**Objective**
Find each line with "component" and copy it.

########################################

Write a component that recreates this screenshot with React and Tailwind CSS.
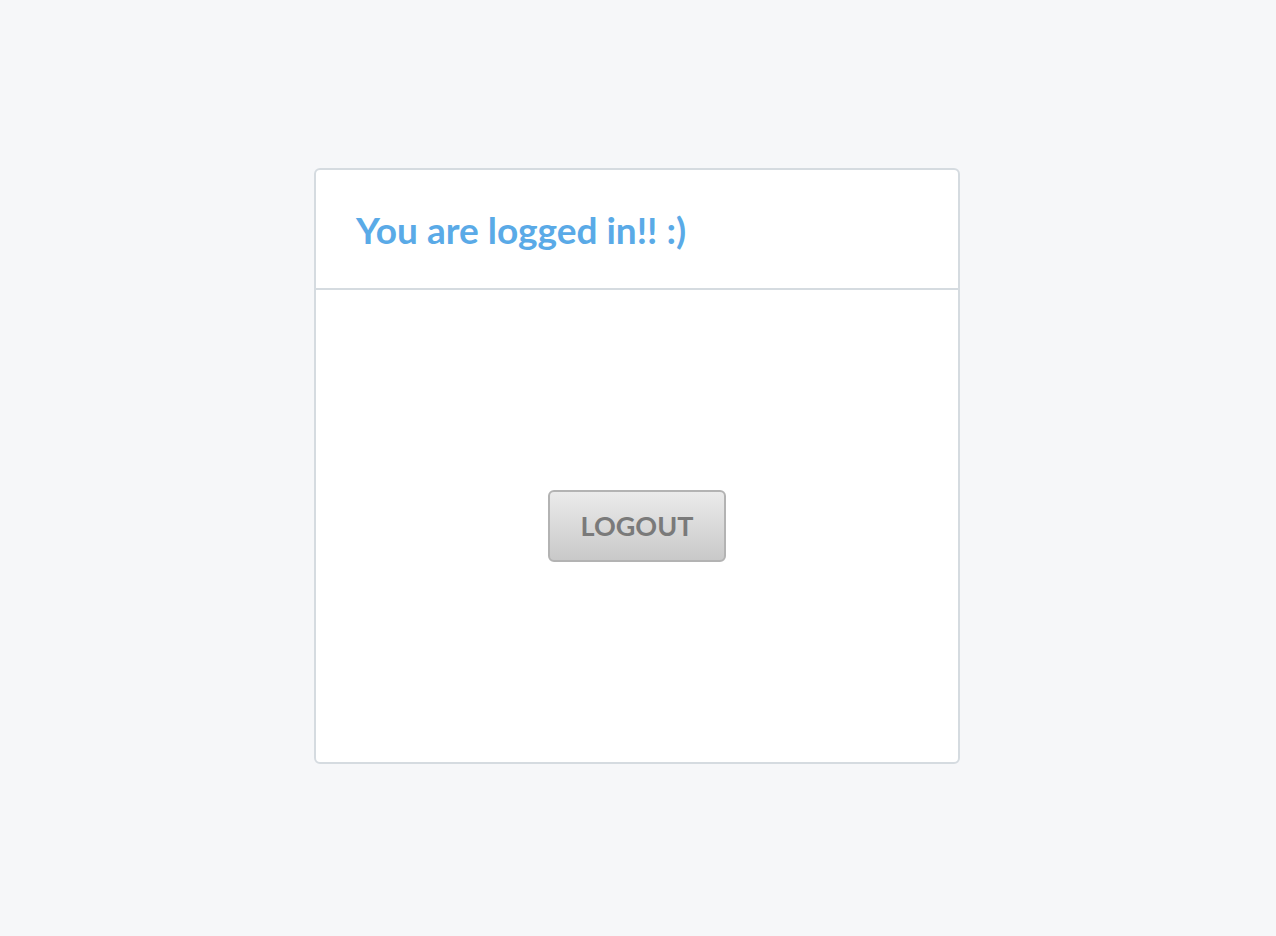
export default function App() {
  return (
    <div className="flex min-h-screen items-center justify-center bg-[#f6f7f9] pb-1 pr-0.5 font-['Lato','Liberation_Sans',sans-serif]">
      <div className="flex h-[596px] w-[646px] flex-col rounded-md border-2 border-[#d5dbe0] bg-white">
        <div className="flex h-[120px] items-center border-b-2 border-[#d5dbe0] px-[40px] pt-[1px]">
          <h1 className="text-[37px] font-bold leading-none text-[#5aaae7]">You are logged in!! :)</h1>
        </div>
        <div className="flex flex-1 items-center justify-center">
          <button
            type="button"
            className="h-[72px] w-[178px] rounded-md border-2 border-[#b3b3b3] bg-gradient-to-b from-[#ebebeb] to-[#c9c9c9] text-[27px] font-bold text-[#7a7a7a]"
          >
            LOGOUT
          </button>
        </div>
      </div>
    </div>
  );
}
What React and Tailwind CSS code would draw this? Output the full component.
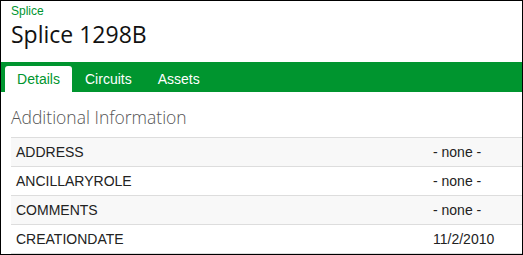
export default function App() {
  const rows = [
    { k: "ADDRESS", v: "- none -" },
    { k: "ANCILLARYROLE", v: "- none -" },
    { k: "COMMENTS", v: "- none -" },
    { k: "CREATIONDATE", v: "11/2/2010" },
  ];

  return (
    <div className="w-[523px] h-[255px] border border-black bg-white overflow-hidden flex flex-col font-['Liberation_Sans',Arial,sans-serif]">
      {/* Header */}
      <div className="h-[62px] pl-[10px] pt-[3px]">
        <div className="text-[12px] leading-[14px] text-[#00952f]">Splice</div>
        <div className="text-[23px] leading-[32px] text-[#111] font-['Open_Sans',sans-serif]">Splice 1298B</div>
      </div>

      {/* Tabs */}
      <div className="h-[30px] bg-[#00952f] flex items-end pl-[4px]">
        <div className="h-[26px] w-[67px] bg-white rounded-t-[3px] flex items-center justify-center text-[14px] text-[#00952f]">
          Details
        </div>
        <div className="h-[26px] px-[13px] flex items-center text-[14px] text-white">Circuits</div>
        <div className="h-[26px] px-[13px] flex items-center text-[14px] text-white">Assets</div>
      </div>

      {/* Section */}
      <div className="pl-[10px] pt-[13px]">
        <div className="text-[17.5px] leading-[24px] text-[#555] font-light font-['Open_Sans',sans-serif] mb-[8px]">
          Additional Information
        </div>
        <div className="border-t border-[#ddd]">
          {rows.map((r, i) => (
            <div
              key={r.k}
              className={`h-[29px] flex items-center border-b border-[#ddd] text-[14px] text-[#222] ${
                i % 2 === 0 ? "bg-[#f8f8f8]" : "bg-white"
              }`}
            >
              <div className="w-[422px] pl-[5px]">{r.k}</div>
              <div>{r.v}</div>
            </div>
          ))}
        </div>
      </div>
    </div>
  );
}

########################################

**Task solution**
Write a component that recreates this screenshot with React and Tailwind CSS.
What React and Tailwind CSS code would draw this? Output the full component.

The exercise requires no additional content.